Coincidentally, I posted a review of Chronic Pain and the Family on Blogcritics yesterday. The book explores the issues facing couples (as well as children and extended family) who have to deal with one person’s illness. The author offers suggestions for each person in the couple to repair the relationship and shares many additional sources to help couples and families. She also explains the debility associated with chronic pain and the havoc it wreaks on people in pain.

An excerpt from the book is available from the publisher, Harvard University Press.

Coping, Favorites, Friends & Family

Too Much Information

Being a young married woman without children and no job makes party conversation pretty difficult. Add being a feminist and living in a new city to the mix and watch it bubble over. In the two years since I quit my job and my husband and I moved, I’ve had many different approaches to small talk.

At first I said that I was getting us settled into our new house and community, then was figuring out what career I wanted to do next. This held up for about six months, at which point I could say that I was waiting to get residency so I could take classes without paying out-of-state tuition. Then I could say that we had some travel planned, so I needed to wait until after that to enroll in classes.

In every conversation, I felt like I came across as a spoiled housewife who decorates her house, drinks lattes and travels on a whim. Not only that, I wasn’t doing very much of anything. While lying in bed, I read a lot of books and despaired over how disorganized the house was. I had nothing interesting and socially appropriate to talk about, and it seemed like everything I did say was about my husband, not me. Appearing as the current incarnation of a 50s housewife didn’t thrill me.

Trying to hide or deny major parts of my life was taxing and felt dishonest, so I went to the opposite extreme. All the pain, boredom and unhappiness was simply too much to keep to myself. Whenever a conversation steered toward me and my work, I found myself telling the gory details to strangers. One of these strangers was kind enough to see that there was good underneath all the desperation and self-centeredness. She has become a good friend, but everyone else was part of a transient relationship. I imagine I scared them all off.

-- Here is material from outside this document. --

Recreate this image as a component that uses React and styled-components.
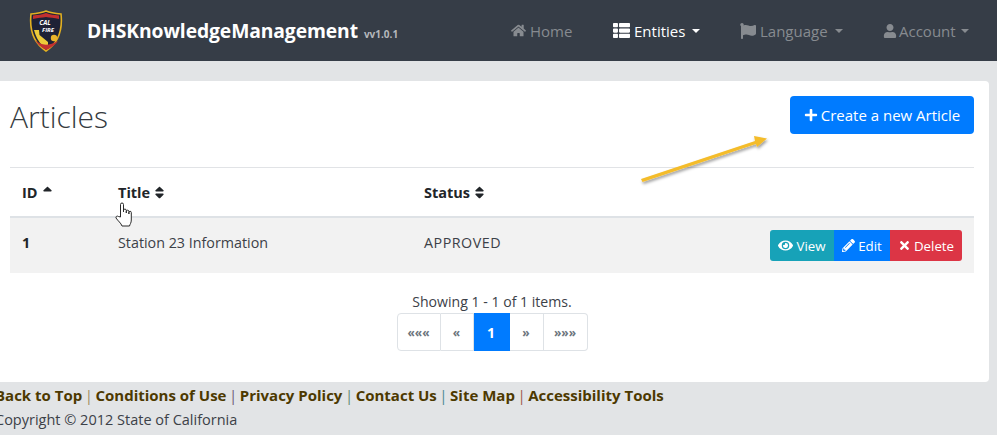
import React from 'react';
import styled, { createGlobalStyle } from 'styled-components';
import { FaHome, FaThList, FaFlag, FaUser, FaPlus, FaEye, FaPencilAlt, FaTimes, FaSort, FaSortUp } from 'react-icons/fa';

const GlobalStyle = createGlobalStyle`
  html, body {
    margin: 0;
    padding: 0;
    width: 997px;
    height: 435px;
    overflow: hidden;
    background: #e2e4e6;
    font-family: "Open Sans", "Noto Sans", sans-serif;
    font-size: 14px;
    color: #212529;
  }
  svg { display: block; }
`;

const Navbar = styled.nav`
  height: 61px;
  background: #363d47;
  display: flex;
  align-items: center;
  padding-left: 29px;
`;

const Brand = styled.div`
  display: flex;
  align-items: center;
  gap: 24px;
  color: #fff;
`;

const BrandName = styled.span`
  font-size: 19.3px;
  font-weight: 700;
  letter-spacing: -0.1px;
`;

const Version = styled.span`
  font-size: 10px;
  font-weight: 700;
  letter-spacing: 0;
  color: #b5b8bc;
  margin-left: 6px;
`;

const NavLinks = styled.div`
  margin-left: auto;
  display: flex;
  align-items: center;
`;

const NavLink = styled.a`
  display: flex;
  align-items: center;
  gap: ${p => p.$gap || 4}px;
  width: ${p => p.$width}px;
  font-size: 15px;
  color: ${p => (p.$active ? '#fff' : '#878b90')};
`;

const Caret = styled.span`
  width: 0;
  height: 0;
  margin-left: 3px;
  border-top: 4px solid currentColor;
  border-left: 4px solid transparent;
  border-right: 4px solid transparent;
`;

const Main = styled.main`
  margin: 20px 8px 0 -10px;
  height: 301px;
  box-sizing: border-box;
  background: #fff;
  border-radius: 4px;
  padding: 15px 15px 0 20px;
  position: relative;
`;

const Header = styled.div`
  display: flex;
  justify-content: space-between;
  align-items: flex-start;
  height: 71px;
  border-bottom: 1px solid #e1e3e6;
`;

const Title = styled.h2`
  margin: 2px 0 0;
  font-size: 30px;
  font-weight: 300;
  line-height: 38px;
  color: #343a40;
`;

const CreateButton = styled.button`
  height: 38px;
  width: 184px;
  display: flex;
  align-items: center;
  justify-content: center;
  gap: 3px;
  border: 0;
  border-radius: 4px;
  background: #007bff;
  color: #fff;
  font-family: inherit;
  font-size: 15px;
`;

const Table = styled.div`
  font-size: 14.3px;
`;

const Row = styled.div`
  display: grid;
  grid-template-columns: 96px 306px 1fr;
  align-items: center;
  padding-left: 12px;
  height: ${p => (p.$head ? 48 : 55)}px;
  background: ${p => (p.$head ? '#fff' : '#f2f2f2')};
  border-bottom: ${p => (p.$head ? '2px solid #dee2e6' : '0')};
`;

const HeadCell = styled.div`
  display: flex;
  align-items: center;
  gap: 2px;
  font-weight: 700;
  font-size: 14.5px;
`;

const Cell = styled.div`
  padding-bottom: 6px;
  font-weight: ${p => (p.$bold ? 700 : 400)};
  letter-spacing: ${p => (p.$caps ? '0.5px' : '0')};
  color: ${p => (p.$bold ? '#212529' : '#3c4148')};
`;

const RowEnd = styled.div`
  display: flex;
  align-items: center;
  justify-content: space-between;
  padding-right: 12px;
`;

const ButtonGroup = styled.div`
  display: flex;
  border-radius: 3px;
  overflow: hidden;
`;

const SmallButton = styled.button`
  height: 31px;
  width: ${p => p.$width}px;
  display: flex;
  align-items: center;
  justify-content: center;
  gap: 3px;
  border: 0;
  padding: 0;
  background: ${p => p.$bg};
  color: #fff;
  font-family: inherit;
  font-size: 13.3px;
`;

const Showing = styled.div`
  margin-top: 18px;
  text-align: center;
  font-size: 14.1px;
  line-height: 22px;
  color: #3c4148;
`;

const Pagination = styled.div`
  display: flex;
  justify-content: center;
`;

const PageItem = styled.a`
  box-sizing: border-box;
  height: 38px;
  width: ${p => p.$width}px;
  display: flex;
  align-items: center;
  justify-content: center;
  font-size: ${p => (p.$active ? 14 : 12)}px;
  font-weight: 700;
  color: ${p => (p.$active ? '#fff' : '#6c757d')};
  background: ${p => (p.$active ? '#007bff' : '#fff')};
  border: 1px solid ${p => (p.$active ? '#007bff' : '#dee2e6')};
  border-left-width: ${p => (p.$first ? 1 : 0)}px;
  border-radius: ${p => (p.$first ? '4px 0 0 4px' : p.$last ? '0 4px 4px 0' : '0')};
`;

const Arrow = styled.svg`
  position: absolute;
  left: 648px;
  top: 50px;
`;

const Pointer = styled.svg`
  position: absolute;
  left: 125px;
  top: 121px;
`;

const Footer = styled.footer`
  margin-left: -5px;
  padding-top: 1px;
  font-size: 15px;
  line-height: 24px;
  color: #3c4148;
`;

const FooterLinks = styled.div`
  display: flex;
  gap: 2.5px;
`;

const FooterLink = styled.a`
  font-weight: 700;
  color: #4d3900;
`;

const Separator = styled.span`
  color: ${p => p.$color};
  font-weight: 400;
`;

const Copyright = styled.div`
  margin-top: 1px;
  font-size: 14.5px;
  font-weight: 400;
`;

function Logo() {
  return (
    <svg width="34" height="42" viewBox="0 0 34 42">
      <path d="M17 1 C22 3 27 3.5 32 4 C33.5 18 31 32 17 41 C3 32 0.5 18 2 4 C7 3.5 12 3 17 1 Z" fill="#1e2236" stroke="#e2b021" strokeWidth="1.6" />
      <path d="M4 5.5 C9 5 13 4.5 17 3 C21 4.5 25 5 30 5.5 L30 9 C25 8 21 7.5 17 7 C13 7.5 9 8 4 9 Z" fill="#c2302f" />
      <path d="M5 20 L10 20 L10.5 25 L19 32 L19 36 L14 36 C9 31 7 27 5 20 Z" fill="#eccb3a" />
      <path d="M6 30 C12 36 20 36 29 31 C27 34 22 38 17 40 C12 37 8 34 6 30 Z" fill="#c2302f" />
      <circle cx="25" cy="28" r="3.2" fill="#ecb52b" />
      <text x="16" y="15" textAnchor="middle" fontSize="6.5" fontWeight="700" fontStyle="italic" fill="#fff">CAL</text>
      <text x="19" y="21.5" textAnchor="middle" fontSize="6" fontWeight="700" fontStyle="italic" fill="#fff">FIRE</text>
    </svg>
  );
}

const pages = [
  { label: '«««', width: 44, first: true },
  { label: '«', width: 33 },
  { label: '1', width: 36, active: true },
  { label: '»', width: 34 },
  { label: '»»»', width: 44, last: true },
];

const footerLinks = ['Back to Top', 'Conditions of Use', 'Privacy Policy', 'Contact Us', 'Site Map', 'Accessibility Tools'];
const separatorColors = ['#a08c5a', '#6c5a78', '#5f8a70', '#4b8a94', '#a05a50'];

function App() {
  return (
    <>
      <GlobalStyle />
      <Navbar>
        <Brand>
          <Logo />
          <BrandName>
            DHSKnowledgeManagement<Version>vv1.0.1</Version>
          </BrandName>
        </Brand>
        <NavLinks>
          <NavLink $width={102}><FaHome size={15} /> Home</NavLink>
          <NavLink $width={127} $active><FaThList size={17} /> Entities <Caret /></NavLink>
          <NavLink $width={143}><FaFlag size={16} /> Language <Caret /></NavLink>
          <NavLink $width={114} $gap={2}><FaUser size={14} /> Account <Caret /></NavLink>
        </NavLinks>
      </Navbar>

      <Main>
        <Header>
          <Title>Articles</Title>
          <CreateButton><FaPlus size={14} /> Create a new Article</CreateButton>
        </Header>
        <Table>
          <Row $head>
            <HeadCell>ID <FaSortUp size={15} /></HeadCell>
            <HeadCell>Title <FaSort size={15} /></HeadCell>
            <HeadCell>Status <FaSort size={15} /></HeadCell>
          </Row>
          <Row>
            <Cell $bold>1</Cell>
            <Cell>Station 23 Information</Cell>
            <RowEnd>
              <Cell $caps>APPROVED</Cell>
              <ButtonGroup>
                <SmallButton $bg="#17a2b8" $width={64}><FaEye size={15} /> View</SmallButton>
                <SmallButton $bg="#007bff" $width={56}><FaPencilAlt size={13} /> Edit</SmallButton>
                <SmallButton $bg="#dc3545" $width={72}><FaTimes size={13} /> Delete</SmallButton>
              </ButtonGroup>
            </RowEnd>
          </Row>
        </Table>
        <Showing>Showing 1 - 1 of 1 items.</Showing>
        <Pagination>
          {pages.map(page => (
            <PageItem key={page.label} $width={page.width} $active={page.active} $first={page.first} $last={page.last}>
              {page.label}
            </PageItem>
          ))}
        </Pagination>
        <Arrow width="136" height="60" viewBox="0 0 136 60">
          <defs>
            <filter id="arrowShadow" x="-10%" y="-30%" width="130%" height="180%">
              <feDropShadow dx="1" dy="2" stdDeviation="1.5" floodColor="#000" floodOpacity="0.4" />
            </filter>
          </defs>
          <path d="M3 48 L117 10 L116 5 L129 7.5 L119 16 L118 13 L4.5 51 Z" fill="#f4bc2a" filter="url(#arrowShadow)" />
        </Arrow>
        <Pointer width="18" height="26" viewBox="0 0 18 26">
          <path
            d="M5.5 15 V2.5 a1.5 1.5 0 0 1 3 0 V10 V8.5 a1.4 1.4 0 0 1 2.8 0 V11 V9.5 a1.3 1.3 0 0 1 2.6 0 V12 V10.5 a1.2 1.2 0 0 1 2.4 0 V18 C16.3 21 15 22 14.5 24 H7 C6 21 3 19 1 16 C0.5 14.5 2 13.5 3.5 14.5 Z"
            fill="#fff"
            stroke="#2b2b2b"
            strokeWidth="1"
            strokeLinejoin="round"
          />
        </Pointer>
      </Main>

      <Footer>
        <FooterLinks>
          {footerLinks.map((link, i) => (
            <React.Fragment key={link}>
              {i > 0 && <Separator $color={separatorColors[i - 1]}>|</Separator>}
              <FooterLink>{link}</FooterLink>
            </React.Fragment>
          ))}
        </FooterLinks>
        <Copyright>Copyright © 2012 State of California</Copyright>
      </Footer>
    </>
  );
}

export default App;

I’ve gotten much better at tailoring the response. I try to dodge the question when I first meet someone. If I can’t, I’ll say I do some freelance writing. If I sense a connection with or lack of judgment from someone, I’ll say that I’m a reluctant housewife. This is always questioned, so I say that I haven’t been working because of health problems, but that I’m getting started on some health education/advocacy/activism work. If someone asks a direct question about the scar and lump on my chest, I’ll give an edited version of the story.

As I write this, it’s obvious that my responses have followed my changing self perception. When we first moved, I still thought I’d be cured soon and would be able to hold any sort of job I wanted to. After it became apparent that this wasn’t the case, I stammered out some excuse or gushed the details. My life was too much for me to sort out on my own then. The excuses lasted a lot longer than the gushing did. They got me through the greater part of a year until I figured out who I was and how to mesh my illness with the rest of life.

Pain dictates so much of what we do, how we think about ourselves and how we relate to others, that it seems like it dictates our lives. Letting the pain be in control for a while may ultimately help us live with it more easily. Some day you may look back on your behavior and cringe. I certainly do, but I don’t regret it.